Expression patterns of floral homeotic genes in different organs of female and male plants of Mercurialis annua. Expression of class B, C, D, and SUPERMAN-like (SUP) genes was determined using semi-quantitative PCR using cDNAs derived from RNA extracted from the various plant organs. Actin was used as a ubiquitously expressed reference gene. M, molecular size markers.

Fig. 5.

Time-course of the expression of floral genes in Mercurialis annua during feminization induced by treatment with 6-benzylaminopurine (BAP). Plants at 25 d old were sprayed three times daily with water (Control) or with BAP and newly emerging inflorescences were collected on the days indicated. RNA was extracted and subjected to cDNA synthesis, which was then used to determine expression using semi-quantitative PCR. Class B, C, D, and SUPERMAN-like (SUP) genes are indicated. Actin was used as the reference gene.

Fig. 6.

Transcriptionally active floral genes are methylated in both females and males of Mercurialis annua. (A) Analysis of DNA methylation at the promoters (-P) of MaAGL1, MaSL1, and MaSL2 by as determined by chop-PCR. A fragment of MaSL1 lacking the CCGG site (no CCGG) was used as an internal control. Left panel is a control of undigested DNA (Ud).
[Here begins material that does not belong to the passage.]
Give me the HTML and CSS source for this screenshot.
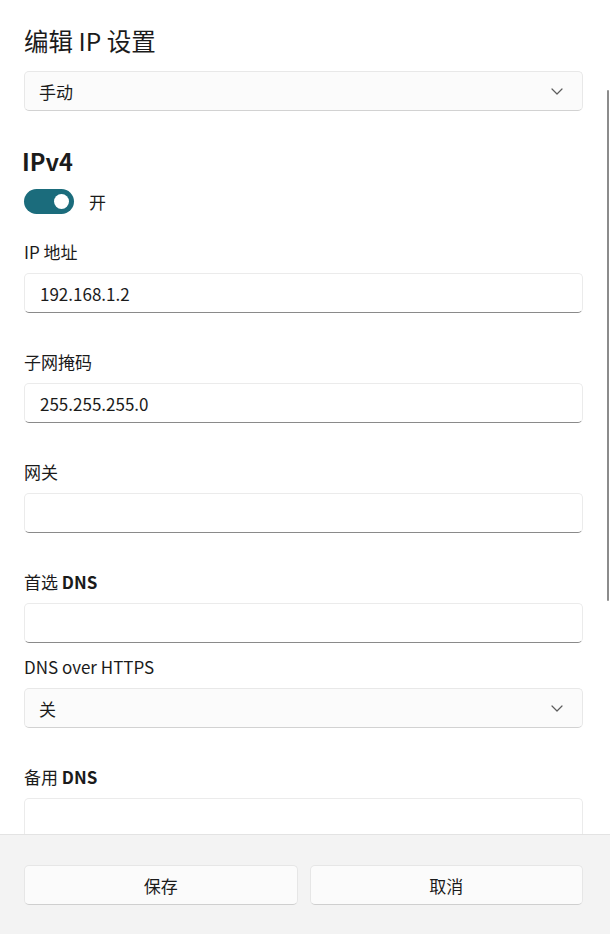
FILE: index.html
```html
<!DOCTYPE html>
<html lang="zh-CN">
<head>
<meta charset="utf-8">
<title>编辑 IP 设置</title>
<link rel="stylesheet" href="styles.css">
</head>
<body>
<div class="dialog">
  <div class="content">
    <h1 class="title">编辑 IP 设置</h1>
    <div class="select"><span>手动</span><svg class="chev" width="12" height="7" viewBox="0 0 12 7"><path d="M1 1 L6 6 L11 1" fill="none" stroke="#5c5c5c" stroke-width="1.2" stroke-linecap="round" stroke-linejoin="round"/></svg></div>

    <h2 class="section">IPv4</h2>
    <div class="toggle-row">
      <span class="toggle"><span class="knob"></span></span>
      <span class="toggle-label">开</span>
    </div>

    <label class="label first">IP 地址</label>
    <div class="textbox">192.168.1.2</div>

    <label class="label">子网掩码</label>
    <div class="textbox">255.255.255.0</div>

    <label class="label">网关</label>
    <div class="textbox"></div>

    <label class="label">首选 <b>DNS</b></label>
    <div class="textbox"></div>

    <label class="label tight">DNS over HTTPS</label>
    <div class="select"><span>关</span><svg class="chev" width="12" height="7" viewBox="0 0 12 7"><path d="M1 1 L6 6 L11 1" fill="none" stroke="#5c5c5c" stroke-width="1.2" stroke-linecap="round" stroke-linejoin="round"/></svg></div>

    <label class="label">备用 <b>DNS</b></label>
    <div class="textbox"></div>

    <div class="scrollthumb"></div>
  </div>
  <div class="footer">
    <button class="btn">保存</button>
    <button class="btn">取消</button>
  </div>
</div>
</body>
</html>
```

FILE: styles.css
```css
* { box-sizing: border-box; }
html, body { margin: 0; padding: 0; }
body {
  width: 610px;
  height: 934px;
  overflow: hidden;
  background: #ffffff;
  color: #1b1b1b;
  font-family: "Noto Sans CJK SC", "Noto Sans", sans-serif;
  font-size: 17px;
}
.dialog {
  display: flex;
  flex-direction: column;
  height: 934px;
}
.content {
  position: relative;
  height: 834px;
  overflow: hidden;
  padding: 24px 27px 0 24px;
  display: flex;
  flex-direction: column;
  background: #ffffff;
}
.title {
  margin: 0;
  font-size: 24.5px;
  font-weight: 400;
  line-height: 34px;
  height: 34px;
}
.select {
  margin-top: 13px;
  height: 40px;
  flex: none;
  border: 1px solid #e8e8e8;
  border-bottom-color: #d2d2d2;
  border-radius: 5px;
  background: #fbfbfb;
  display: flex;
  align-items: center;
  justify-content: space-between;
  padding: 0 19px 0 14px;
  font-size: 17px;
}
.chev { display: block; }
.section {
  margin: 33px 0 0 -2px;
  font-size: 23.5px;
  font-weight: 600;
  line-height: 34px;
  height: 34px;
}
.toggle-row {
  margin-top: 11px;
  display: flex;
  align-items: center;
  gap: 15px;
  height: 25px;
}
.toggle {
  width: 50px;
  height: 25px;
  border-radius: 13px;
  background: #1b6c7c;
  display: flex;
  align-items: center;
  justify-content: flex-end;
  padding-right: 5px;
}
.knob {
  width: 15px;
  height: 15px;
  border-radius: 50%;
  background: #ffffff;
}
.toggle-label { font-size: 17px; line-height: 25px; }
.label {
  display: block;
  margin-top: 37px;
  line-height: 24px;
  height: 24px;
  font-size: 17px;
}
.label b { font-weight: 600; }
.label.first { margin-top: 26px; }
.label.tight { margin-top: 12px; }
.label + .textbox, .label + .select { margin-top: 9px; }
.textbox {
  height: 40px;
  flex: none;
  border: 1px solid #ebebeb;
  border-bottom: 1px solid #8a8a8a;
  border-radius: 5px;
  background: #ffffff;
  padding: 0 15px;
  display: flex;
  align-items: center;
  font-size: 17px;
}
.scrollthumb {
  position: absolute;
  right: 1px;
  top: 90px;
  width: 2px;
  height: 511px;
  border-radius: 1px;
  background: #8c8c8c;
}
.footer {
  height: 100px;
  flex: none;
  background: #f3f3f3;
  border-top: 1px solid #e3e3e3;
  padding: 30px 27px 0 24px;
  display: grid;
  grid-template-columns: 1fr 1fr;
  gap: 12px;
  align-items: start;
}
.btn {
  height: 40px;
  border: 1px solid #e6e6e6;
  border-bottom-color: #cfcfcf;
  border-radius: 5px;
  background: #fbfbfb;
  color: #1b1b1b;
  font-family: inherit;
  font-size: 17px;
  padding: 0;
}
```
Ud, Undigested DNA; H, HpaII; M, MspI; L, molecular size markers in base pairs. (B) Analysis of methylation at the promoter and in the gene-body of MaAP3 and MaSL1 as determined by bisulfite sequencing. The percentage of cytosine methylation for each fragment was determined from at least 10 different clones. (This figure is available in colour at JXB online.)

Fig. 7.

Analysis of chromatin configuration of selected floral genes in Mercurialis annua as determined by micrococcal nuclease assays. (A) Nuclei prepared from male and feminized male flower buds (treated with 6-benzylaminopurine for 14 d, before female flowers were visible) were treated with MNase for the time periods indicated. DNA was extracted from the treated nuclei and resolved on 1.5% agarose gel. M, molecular size markers, in base pairs. (B) Assessment of chromatin configuration of promoters as determined by PCR using DNA recovered from the MNase-treated nuclei shown in (A). Group I refers to male-related identity genes and Group II refers to female-related identity genes. Actin was used as the reference for open chromatin configuration. M, molecular size markers.

Fig. 8.

A proposed model of sex determination in the dioecious plant Mercurialis annua. Differentiation of unisexual flowers is controlled genetically/epigenetically by as yet unknown sex-determining genes that affect hormonal homeostasis. A high cytokinin/auxin ratio activates the transcription of effector genes such as female-identity class D genes (MaAGL1 and MaAGL3). The class D proteins together with class C and class E proteins promote female flower development. Alternatively, a high auxin/cytokinin ratio is presumed to lead to transcriptional activation of male-identity class B genes (MaPI, MaAP3, and MaTM6). The class B proteins together with class C (MaAG1) and class E (MaSEP1–4) promote male flower development. Exogenous application of cytokinin feminizes males by inducing down-regulation of class B genes and up-regulation of class D genes. Exogenous auxin masculinizes females (Delaigue et al., 1984), probably via up-regulation of class B genes concomitantly with down-regulation of class D genes. (This figure is available in colour at JXB online.)